Come March, we will be approaching the first anniversary of a time when South Africa as we knew it, suddenly changed dramatically. When the country went into lockdown due to the COVID-19 pandemic many lives changed forever.
It wasn’t any different for Clinical Pharmacy master’s student, Alex Wehmeyer, from the University of the Western Cape’s (UWC) Natural Sciences Faculty.
Wehmeyer joined many healthcare workers on the frontline to help countless patients. He reported for duty at the CTICC field hospital in Cape Town as part of a COVID-19 relief effort in the city.
Looking back at this period (from June 2020 to August 2020) he vividly recalls his very first day of field service - his heart raced uncontrollably as he slipped on his personal protective gear. “That’s when I realised - the time has arrived for me to step up and serve my country,” he said.
Thankfully, Wehmeyer has completed his field training with his health still intact and is able to look back on the experience with gratitude.
“I have seen first-hand how patients were pining for their loved ones while suffering, and have even seen some dying without seeing their relatives or being able to say their final goodbyes.
“My field of study has allowed me to better appreciate the level of care people can provide to each other as well as how grateful people can be.
“I now have a colourful plastic hat that a grateful, elderly patient gave me just because I took the time to explain the correct way to take her medication. I remember her forcing it under the Perspex dispensing screen as she thanked me. That hat lives on my desk next to my framed Pharmacist's Oath as a reminder of why I do what I do.”
Wehmeyer is known to his lecturers as a dedicated student - compassionate to communities with limited access to healthcare.
Dr Jane McCartney, Wehmeyer’s co-supervisor and lecturer at UWC, noted that he is passionate about transforming healthcare in SA and about improving patient care.
These characteristics inspired his lecturers to nominate him in the second season of a competition by Adcock Ingram and News24 in November of last year. The competition sought to discover the next generation of healthcare heroes.
He may not have won the prize money of R25 000, but he secured his spot among the top ten in the competition and was featured in a video depicting his personal experience and vision as a healthcare professional in South Africa. Professor Renier Coetzee, his supervisor who specialises in clinical pharmacy and community engagement at UWC, walked a journey with Alex since his undergraduate studies.

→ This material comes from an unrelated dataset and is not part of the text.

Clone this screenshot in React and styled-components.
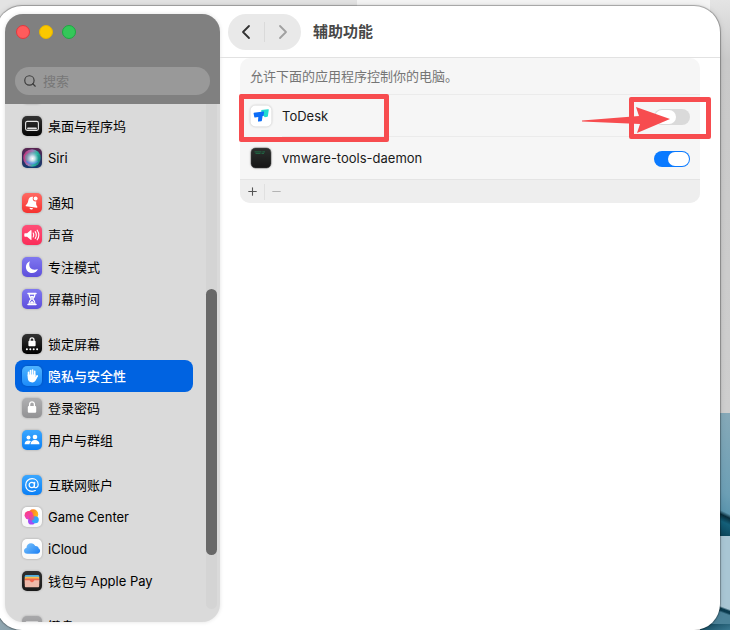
import React, { useState } from 'react'
import styled, { createGlobalStyle } from 'styled-components'
import { LuChevronLeft, LuChevronRight, LuSearch, LuPlus, LuMinus } from 'react-icons/lu'

const GlobalStyle = createGlobalStyle`
  * {
    box-sizing: border-box;
  }
  body {
    margin: 0;
    overflow: hidden;
    font-family: Inter, "Noto Sans CJK SC", sans-serif;
    font-size: 13px;
    line-height: 20px;
    color: #1a1a1a;
  }
  button, input {
    font: inherit;
    margin: 0;
  }
`

function Tile({ id, from, to, children }) {
  return (
    <IconSvg viewBox="0 0 20 20" aria-hidden="true">
      <defs>
        <linearGradient id={id} x1="0" y1="0" x2="0" y2="1">
          <stop offset="0" stopColor={from} />
          <stop offset="1" stopColor={to} />
        </linearGradient>
      </defs>
      <rect width="20" height="20" rx="5" fill={`url(#${id})`} />
      {children}
    </IconSvg>
  )
}

const ControlIcon = () => (
  <Tile id="control" from="#a8a8aa" to="#8e8e90">
    <rect x="4" y="5" width="12" height="4" rx="2" fill="none" stroke="#fff" />
    <rect x="4" y="11" width="12" height="4" rx="2" fill="#fff" />
  </Tile>
)

const DockIcon = () => (
  <Tile id="dock" from="#333" to="#050505">
    <rect x="3.6" y="5.4" width="12.8" height="9" rx="1.6" fill="none" stroke="#e4e4e4" strokeWidth="1.1" />
    <rect x="5.200" y="11.600" width="9.600" height="1.700" rx="0.6" fill="#e4e4e4" />
  </Tile>
)

const SiriIcon = () => (
  <Tile id="siri" from="#5a2450" to="#123a6e">
    <defs>
      <radialGradient id="siriGlow" cx="0.5" cy="0.5" r="0.5">
        <stop offset="0" stopColor="#fff" />
        <stop offset="0.4" stopColor="#dcebf5" stopOpacity="0.85" />
        <stop offset="1" stopColor="#9ac8dc" stopOpacity="0" />
      </radialGradient>
      <linearGradient id="siriBall" x1="0" y1="0.3" x2="1" y2="0.6">
        <stop offset="0" stopColor="#c42d78" />
        <stop offset="0.45" stopColor="#9a80b8" />
        <stop offset="0.7" stopColor="#2bb5a0" />
        <stop offset="1" stopColor="#147c80" />
      </linearGradient>
    </defs>
    <circle cx="10" cy="10" r="8.8" fill="url(#siriBall)" />
    <path d="M3 8c4-5 10-5 14-1-4-1-9 0-11 8-2-2-3-4-3-7z" fill="#3fd0b5" opacity="0.4" />
    <path d="M3.500 13c3 4 9 5 13 0-4 1-8 1-13 0z" fill="#4a7cf0" opacity="0.7" />
    <circle cx="10.500" cy="10.500" r="6.200" fill="url(#siriGlow)" />
  </Tile>
)

const BellIcon = () => (
  <Tile id="bell" from="#ff6a63" to="#f5322f">
    <g transform="rotate(8 10 10)">
      <path d="M10 3.800c-2.700 0-4 2-4 4.300 0 2.500-.7 3.600-1.700 4.700-.5.600-.2 1.300.5 1.300h10.400c.7 0 1-.7.500-1.300C14.700 11.700 14 10.600 14 8.100c0-2.300-1.300-4.300-4-4.300z" fill="#fff" />
      <path d="M8.200 15h3.600c-.2 1-.9 1.500-1.800 1.500S8.400 16 8.200 15z" fill="#fff" />
    </g>
    <circle cx="13.600" cy="5.600" r="2.900" fill="#fb5750" />
    <circle cx="13.600" cy="5.600" r="2" fill="#fff" />
  </Tile>
)

const SoundIcon = () => (
  <Tile id="sound" from="#ff4f78" to="#fb2d58">
    <path d="M3 8.200h2.100l3.500-3c.4-.3.900-.1.900.4v8.800c0 .5-.5.700-.9.400l-3.500-3H3c-.4 0-.7-.3-.7-.7V8.900c0-.4.300-.7.700-.7z" fill="#fff" />
    <path d="M11.200 8c.7 1.200.7 2.800 0 4M13.200 6.600c1.300 2 1.300 4.800 0 6.800M15.200 5.200c1.900 2.800 1.900 6.800 0 9.600" fill="none" stroke="#fff" strokeWidth="1.100" strokeLinecap="round" />
  </Tile>
)

const MoonIcon = () => (
  <Tile id="moon" from="#8078f0" to="#5d4fdc">
    <path d="M8 4.300c-2.600 1-4.100 3.200-4.100 5.800 0 3.400 2.700 6 6.100 6 2.700 0 5-1.600 5.900-4.100-3.200 1.200-6.100.7-7.700-1.300C6.900 9 6.900 6.700 8 4.300z" fill="#fff" />
  </Tile>
)

const HourglassIcon = () => (
  <Tile id="hourglass" from="#8078f0" to="#5d4fdc">
    <path d="M6 4.400h8M6 15.600h8" stroke="#fff" strokeWidth="1.500" strokeLinecap="round" />
    <path d="M7 5c0 2.500.8 3.600 2.300 5C7.800 11.400 7 12.500 7 15h6c0-2.500-.8-3.600-2.300-5C12.200 8.600 13 7.500 13 5z" fill="none" stroke="#fff" strokeWidth="1.200" />
    <path d="M8 7h4l-2 2.600zM7.800 14.600c.3-1.400 1.200-2 2.200-2.600 1 .6 1.900 1.200 2.200 2.600z" fill="#fff" />
  </Tile>
)

const LockScreenIcon = () => (
  <Tile id="lockScreen" from="#333" to="#000">
    <path d="M8 7.400V5.900c0-2.800 4-2.800 4 0v1.500" fill="none" stroke="#fff" strokeWidth="1.300" />
    <rect x="6.400" y="6.800" width="7.200" height="5.400" rx="1" fill="#fff" />
    <g fill="#fff">
      <circle cx="4.900" cy="15.200" r="1" />
      <circle cx="8.300" cy="15.200" r="1" />
      <circle cx="11.700" cy="15.200" r="1" />
      <circle cx="15.100" cy="15.200" r="1" />
    </g>
  </Tile>
)

const HandIcon = () => (
  <Tile id="hand" from="#4db3ff" to="#1c8bfa">
    <g fill="none" stroke="#fff" strokeWidth="1.600" strokeLinecap="round">
      <path d="M6.500 10V6.200M8.500 9V4.500M10.600 9V4M12.700 9.500V5.200M13.200 12.600l2-2.800" />
    </g>
    <path d="M5.700 8.500h7.800v2.600l1.400-1.600 1 .8-2 3.700c-.7 1.500-1.900 2.400-3.600 2.400-2.800 0-4.600-1.700-4.600-4.600z" fill="#fff" />
  </Tile>
)

const PadlockIcon = () => (
  <Tile id="padlock" from="#b0b0b2" to="#929294">
    <path d="M7.600 9V6.400c0-3.300 4.800-3.300 4.800 0V9" fill="none" stroke="#fff" strokeWidth="1.300" />
    <rect x="5.800" y="8" width="8.400" height="6.800" rx="1.100" fill="#fff" />
  </Tile>
)

const PeopleIcon = () => (
  <Tile id="people" from="#3ba7ff" to="#0a7ff5">
    <g fill="#fff">
      <circle cx="6.500" cy="7.400" r="2" />
      <path d="M2.600 14.300c0-2.300 1.500-3.900 3.900-3.900 1 0 1.900.3 2.500.8-1 .9-1.500 2-1.500 3.100z" />
      <circle cx="13" cy="7" r="2.300" />
      <path d="M8.500 14.300c0-2.600 1.800-4.200 4.500-4.200s4.500 1.600 4.500 4.200z" />
    </g>
  </Tile>
)

const AtIcon = () => (
  <Tile id="at" from="#3ba7ff" to="#0a7ff5">
    <g fill="none" stroke="#fff" strokeWidth="1.200" strokeLinecap="round">
      <circle cx="9.800" cy="10" r="2.700" />
      <path d="M12.700 7.300l-.4 4c-.1 2.300 3.900 1.900 3.900-1.600 0-3.600-2.600-6-6.100-6-3.700 0-6.400 2.700-6.400 6.400 0 3.600 2.600 6.200 6.400 6.200 1.200 0 2.300-.2 3.200-.7" />
    </g>
  </Tile>
)

const GameIcon = () => (
  <Tile id="game" from="#fff" to="#f6f6f6">
    <defs>
      <linearGradient id="gameWarm" x1="0" y1="0" x2="1" y2="0.300">
        <stop offset="0" stopColor="#ff5a4d" />
        <stop offset="0.500" stopColor="#ff8a1f" />
        <stop offset="1" stopColor="#ffb61a" />
      </linearGradient>
      <linearGradient id="gamePink" x1="0" y1="0" x2="0.600" y2="1">
        <stop offset="0" stopColor="#ff3f6e" />
        <stop offset="1" stopColor="#e83fd0" />
      </linearGradient>
    </defs>
    <circle cx="11.200" cy="7.200" r="5" fill="url(#gameWarm)" />
    <circle cx="6.800" cy="8.200" r="4.200" fill="url(#gamePink)" />
    <circle cx="9.600" cy="14" r="3.600" fill="#a24bf5" />
    <circle cx="13.300" cy="12.800" r="3.500" fill="#32a6fb" />
    <circle cx="9.600" cy="10.400" r="2.800" fill="#f34a7a" opacity="0.700" />
  </Tile>
)

const CloudIcon = () => (
  <Tile id="cloudTile" from="#fff" to="#f7f7f7">
    <defs>
      <linearGradient id="cloud" x1="0" y1="0" x2="1" y2="0.800">
        <stop offset="0" stopColor="#7cc4fb" />
        <stop offset="1" stopColor="#2485f5" />
      </linearGradient>
    </defs>
    <path d="M5.300 14.800c-2 0-3.300-1.300-3.300-3 0-1.500 1-2.600 2.400-2.900C4.600 6.200 6.500 4.200 9 4.200c1.900 0 3.500 1.200 4.300 2.900 2.100-.2 3.300 1 3.400 2.500.9.400 1.400 1.200 1.400 2.200 0 1.600-1.200 3-3 3z" fill="url(#cloud)" />
  </Tile>
)

const WalletIcon = () => (
  <Tile id="wallet" from="#303030" to="#191919">
    <rect x="2.800" y="4" width="14.400" height="5" rx="1.300" fill="#4caee3" />
    <rect x="2.800" y="5.700" width="14.400" height="5" rx="1" fill="#f7bd4a" />
    <rect x="2.800" y="7.400" width="14.400" height="6" rx="1" fill="#f0654f" />
    <path d="M2.800 9.200h4.500c.9 0 .9 2 2.700 2s1.800-2 2.700-2h4.500V15c0 .8-.5 1.300-1.300 1.300H4.100c-.8 0-1.300-.5-1.300-1.300z" fill="#eeb9a9" />
  </Tile>
)

const KeyboardIcon = () => (
  <Tile id="keyboard" from="#a8a8aa" to="#8e8e90">
    <rect x="3" y="5.500" width="14" height="9" rx="1.500" fill="#fff" />
  </Tile>
)

const ToDeskIcon = () => (
  <IconSvg $size={22} viewBox="0 0 22 22" aria-hidden="true">
    <rect x="0.500" y="0.500" width="21" height="21" rx="5" fill="#fff" />
    <path d="M11.300 5.100l6.800-.9c.5-.1.700.1.700.6l-.9 6.200c-.1.400-.2.600-.6.700l-2.500.5-3.500-3.600z" fill="#1fdbd0" />
    <path d="M3.700 7.800l9.800-1.300c.5-.1.700.1.600.6l-.5 3.300c-.1.400-.3.500-.6.600l-.4.100-.7 4.500c-.1.400-.3.500-.6.600l-2.700.4c-.4.100-.6-.1-.6-.5l.3-4-3.300.4c-.4 0-.6-.1-.7-.5l-.7-3.600c-.1-.3.100-.5.400-.6z" fill="#0b6cf7" />
  </IconSvg>
)

const DaemonIcon = () => (
  <IconSvg $size={22} viewBox="0 0 22 22" aria-hidden="true">
    <defs>
      <linearGradient id="daemon" x1="0" y1="0" x2="0" y2="1">
        <stop offset="0" stopColor="#2c302e" />
        <stop offset="1" stopColor="#151515" />
      </linearGradient>
    </defs>
    <rect x="1" y="1" width="20" height="20" rx="4.500" fill="url(#daemon)" stroke="#4a4a4a" strokeWidth="0.500" />
    <path d="M4.500 4.900h7M12.300 4.900H15M5.500 6.400h5M11.500 6.400h2.500" stroke="#1f7a4c" strokeWidth="0.800" />
  </IconSvg>
)

const groups = [
  [
    { name: '桌面与程序坞', icon: <DockIcon /> },
    { name: 'Siri', icon: <SiriIcon /> },
  ],
  [
    { name: '通知', icon: <BellIcon /> },
    { name: '声音', icon: <SoundIcon /> },
    { name: '专注模式', icon: <MoonIcon /> },
    { name: '屏幕时间', icon: <HourglassIcon /> },
  ],
  [
    { name: '锁定屏幕', icon: <LockScreenIcon /> },
    { name: '隐私与安全性', icon: <HandIcon />, active: true },
    { name: '登录密码', icon: <PadlockIcon /> },
    { name: '用户与群组', icon: <PeopleIcon /> },
  ],
  [
    { name: '互联网账户', icon: <AtIcon /> },
    { name: 'Game Center', icon: <GameIcon /> },
    { name: 'iCloud', icon: <CloudIcon /> },
    { name: '钱包与 Apple Pay', icon: <WalletIcon /> },
  ],
  [{ name: '键盘', icon: <KeyboardIcon /> }],
]

function Sidebar() {
  return (
    <SidebarPanel>
      <SidebarHeader>
        <Lights>
          <Light $color="#ff5b5c" $edge="#e0383e" aria-label="关闭" />
          <Light $color="#fac800" $edge="#e5b400" aria-label="最小化" />
          <Light $color="#34c759" $edge="#1fa743" aria-label="缩放" />
        </Lights>
        <SearchBox>
          <LuSearch size={14} strokeWidth={2} />
          <SearchInput type="search" placeholder="搜索" aria-label="搜索" />
        </SearchBox>
      </SidebarHeader>
      <SidebarBody>
        <Nav>
          {/* scrolled so that only the foot of this row shows */}
          <ScrolledItem href="#" aria-label="控制中心">
            <ControlIcon />
          </ScrolledItem>
          {groups.map((items) => (
            <NavGroup key={items[0].name}>
              {items.map((item) => (
                <NavItem key={item.name} href="#" $active={item.active}>
                  {item.icon}
                  {item.name}
                </NavItem>
              ))}
            </NavGroup>
          ))}
        </Nav>
        <Track>
          <Thumb />
        </Track>
      </SidebarBody>
    </SidebarPanel>
  )
}

function AppRow({ id, icon, name, defaultOn, children }) {
  const [on, setOn] = useState(defaultOn)

  return (
    <Row>
      {icon}
      <RowBody>
        <label htmlFor={id}>{name}</label>
        <Switch id={id} type="checkbox" checked={on} onChange={() => setOn(!on)} />
      </RowBody>
      {children}
    </Row>
  )
}

function App() {
  return (
    <>
      <GlobalStyle />
      <Desktop>
        <Window>
          <Sidebar />
          <Content>
            <Toolbar>
              <NavButtons>
                <NavButton aria-label="后退">
                  <LuChevronLeft size={24} strokeWidth={1.8} />
                </NavButton>
                <NavButton aria-label="前进" disabled>
                  <LuChevronRight size={24} strokeWidth={1.8} />
                </NavButton>
              </NavButtons>
              <Title>辅助功能</Title>
            </Toolbar>
            <Card>
              <Note>允许下面的应用程序控制你的电脑。</Note>
              <AppRow id="todesk" icon={<ToDeskIcon />} name="ToDesk" defaultOn={false}>
                <NameMark />
                <SwitchMark />
                <Arrow viewBox="0 0 88 26" aria-hidden="true">
                  <path d="M0 13.500 57 9 54 0 88 12 55 26 58 17 0 14.500z" fill="#f74c4f" />
                </Arrow>
              </AppRow>
              <AppRow id="vmware" icon={<DaemonIcon />} name="vmware-tools-daemon" defaultOn />
              <CardFooter>
                <FooterButton aria-label="添加">
                  <LuPlus size={13} />
                </FooterButton>
                <FooterButton aria-label="移除" disabled>
                  <LuMinus size={13} />
                </FooterButton>
              </CardFooter>
            </Card>
          </Content>
        </Window>
      </Desktop>
    </>
  )
}

export default App

const IconSvg = styled.svg`
  flex: none;
  width: ${({ $size }) => $size || 20}px;
  height: ${({ $size }) => $size || 20}px;
  filter: drop-shadow(0 0 1px rgba(0, 0, 0, 0.25));
`

const Desktop = styled.div`
  display: flex;
  height: 100vh;
  padding: 6px 10px 0 0;
  background:
    linear-gradient(160deg, #0e4358, #3a7890) right bottom / 30px 6px no-repeat,
    linear-gradient(200deg, #a9c6d4 0 70%, #0b3b4e 72% 74%, #4b8298 76%) right bottom / 30px 94px no-repeat,
    linear-gradient(205deg, #86a9b8 0%, #6c9fb5 60%, #5b95ad 74%, #082c3a 77%, #14607a 82%, #063142 100%) right 413px / 30px 123px no-repeat,
    linear-gradient(#e4e4e4, #c9c9c9 60px, #cecece 413px) right top / 20px 413px no-repeat,
    linear-gradient(#a8b8c1, #8fa6b1) left bottom / 40px 40px no-repeat,
    linear-gradient(90deg, #e3e3e3 357px, #f4f4f4 357px);
`

/* the window hangs a little over the left edge of the screen */
const Window = styled.div`
  flex: 1;
  display: flex;
  min-width: 0;
  margin-left: -4px;
  padding: 8px 0 8px 9px;
  border-radius: 26px;
  background: #fff;
  box-shadow: 0 0 1px 1px rgba(0, 0, 0, 0.3), 0 0 6px rgba(0, 0, 0, 0.12);
`

const SidebarPanel = styled.aside`
  flex: none;
  display: flex;
  flex-direction: column;
  width: 215px;
  overflow: hidden;
  border-radius: 18px;
  background: #dadada;
  box-shadow: 0 0 4px rgba(0, 0, 0, 0.12);
`

const SidebarHeader = styled.div`
  flex: none;
  padding: 11px 10px 9px;
  background: #808080;
`

const Lights = styled.div`
  display: flex;
  gap: 9px;
  padding-left: 1px;
  margin-bottom: 28px;
`

const Light = styled.button`
  width: 14px;
  height: 14px;
  padding: 0;
  border: 1px solid ${({ $edge }) => $edge};
  border-radius: 50%;
  background: ${({ $color }) => $color};
`

const SearchBox = styled.div`
  display: flex;
  align-items: center;
  gap: 6px;
  height: 28px;
  padding: 0 8px;
  border-radius: 14px;
  background: #999;
  color: #3c3c3c;
`

const SearchInput = styled.input`
  flex: 1;
  min-width: 0;
  padding: 0;
  border: 0;
  outline: 0;
  background: none;
  &::placeholder {
    color: #777;
  }
`

const SidebarBody = styled.div`
  flex: 1;
  display: flex;
  min-height: 0;
  padding: 0 3px 0 10px;
  gap: 13px;
`

const Nav = styled.nav`
  flex: 1;
  overflow: hidden;
`

const NavGroup = styled.div`
  margin-bottom: 13px;
`

const NavItem = styled.a`
  display: flex;
  align-items: center;
  gap: 6px;
  height: 32px;
  padding: 0 7px;
  border-radius: 8px;
  font-weight: ${({ $active }) => ($active ? 500 : 400)};
  white-space: nowrap;
  text-decoration: none;
  color: ${({ $active }) => ($active ? '#fff' : '#000')};
  background: ${({ $active }) => ($active ? '#0063e1' : 'none')};
`

const ScrolledItem = styled(NavItem)`
  margin-top: -26px;
`

const Track = styled.div`
  flex: none;
  width: 11px;
  margin-bottom: 13px;
  padding-top: 185px;
  border-radius: 0 0 6px 6px;
  background: #d4d4d4;
`

const Thumb = styled.div`
  height: 266px;
  border-radius: 6px;
  background: #686868;
`

const Content = styled.main`
  flex: 1;
  min-width: 0;
`

const Toolbar = styled.header`
  display: flex;
  gap: 12px;
  height: 44px;
  padding-left: 8px;
  border-bottom: 1px solid #e2e2e2;
`

const NavButtons = styled.div`
  display: flex;
  align-items: center;
  width: 73px;
  height: 36px;
  border-radius: 18px;
  background: #e9e9e9;
`

const NavButton = styled.button`
  flex: 1;
  display: flex;
  align-items: center;
  justify-content: center;
  height: 20px;
  padding: 0;
  border: 0;
  background: none;
  color: #333;
  & + & {
    border-left: 1px solid #dadada;
  }
  &:disabled {
    color: #a0a0a0;
  }
`

const Title = styled.h1`
  margin: 0;
  font-size: 15px;
  line-height: 36px;
  font-weight: 700;
  color: #484848;
`

const Card = styled.section`
  margin: 0 20px;
  border-radius: 10px;
  background: #f6f6f6;
`

const Note = styled.p`
  margin: 0;
  padding: 8px 10px;
  border-bottom: 1px solid #ebebeb;
  color: #757575;
`

const Row = styled.div`
  position: relative;
  display: flex;
  align-items: center;
  gap: 10px;
  height: 42px;
  padding-left: 10px;
`

const RowBody = styled.div`
  flex: 1;
  display: flex;
  align-items: center;
  justify-content: space-between;
  height: 100%;
  padding-right: 10px;
  border-bottom: 1px solid #ebebeb;
  ${Row}:nth-last-child(2) & {
    border-bottom-color: transparent;
  }
`

const Switch = styled.input`
  appearance: none;
  display: flex;
  justify-content: ${({ checked }) => (checked ? 'flex-end' : 'flex-start')};
  width: 36px;
  height: 16px;
  margin-top: 3px;
  padding: 1px;
  border-radius: 8px;
  background: ${({ checked }) => (checked ? '#0a7aff' : '#dadada')};
  &::before {
    content: '';
    width: 21px;
    border-radius: 7px;
    background: #fff;
  }
`

const Mark = styled.div`
  position: absolute;
  border: 5px solid #f74c4f;
  border-radius: 2px;
  pointer-events: none;
`

const NameMark = styled(Mark)`
  top: -1px;
  left: -1px;
  width: 150px;
  height: 48px;
`

const SwitchMark = styled(Mark)`
  top: 2px;
  right: -11px;
  width: 82px;
  height: 42px;
`

const Arrow = styled.svg`
  position: absolute;
  top: 12px;
  right: 30px;
  width: 88px;
  height: 26px;
  pointer-events: none;
`

const CardFooter = styled.div`
  display: flex;
  align-items: center;
  height: 24px;
  border-top: 1px solid #e4e4e4;
  border-radius: 0 0 10px 10px;
  background: #eee;
`

const FooterButton = styled.button`
  display: flex;
  align-items: center;
  justify-content: center;
  width: 24px;
  height: 16px;
  padding: 0;
  border: 0;
  background: none;
  color: #555;
  & + & {
    border-left: 1px solid #e0e0e0;
  }
  &:disabled {
    color: #b4b4b4;
  }
`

Wehmeyer is very pleased with Prof Coetzee and the fieldwork opportunities that came his way as a result of his studies. “I am now better able to appreciate the role of pharmacists outside of the dispensary, including in the community and in hospital wards. The profession has so much more to offer outside the traditional pharmacy setting.
“The field hospital experience made me realise I want to do something that I am passionate about: transforming healthcare in SA; and I want to improve patient care.
“Clotting is the greatest cause of preventable inpatient death in the world. This is even more important if we consider the strong associations between COVID infection and clotting.
“I’m hoping it can be used to promote a higher level of awareness of the need to give individualised clotting risk assessment and care to patients.
“So now my research looks at how doctors diagnose and treat all patients in hospitals who are at risk of developing blood clots. It also looks at the actions doctors take or don’t take to prevent clotting in their patients,” he said.
“I look at whether they are using risk scores, which are point-based systems, where they will take into account certain clotting risk factors, such as HIV infection, obesity, broken bones, etc. In short, my research is taking a clotting risk scoring system, assessing the patient's risk and then looking at what the doctor prescribed or did not prescribe to prevent clots.
“Although my study is limited in size and the number of hospitals, I hope that it can serve as a background for further research in this field in South Africa, because there are so many unexplored factors that influence a doctor's decision to assess a patient's risk of clotting.”
A son of a pharmacist, his journey to becoming a pharmacist is vastly different from that of his father. While in the past the roles of doctors, physiotherapists, nurses and pharmacists dictated that they traditionally worked independently, Alex has a strong multidisciplinary healthcare team approach.
“If there is one thing this pandemic has clearly taught us, it is that we as healthcare professionals should work together as a unit. The CTICC field hospital was where I experienced the advantage of extensive interdisciplinary work for the first time.”
Wehmeyer and some colleagues wrote about their experiences here.
“I do feel that South Africa has a long journey ahead with achieving optimal interdisciplinary care. I also feel that younger generations of healthcare workers and even the general public have the greatest ability to advocate for change.”
He said UWC has influenced his outlook on life. “I believe that the community-based approach that I have been exposed to had a great impact on my life. It helped me realise the benefit and value that a pharmacist can have in the community. After working so closely with an NGO in the Delft community, I really feel that I understand what social accountability means. I think this is one of the greatest exposures I had thanks to UWC and the School of Pharmacy.”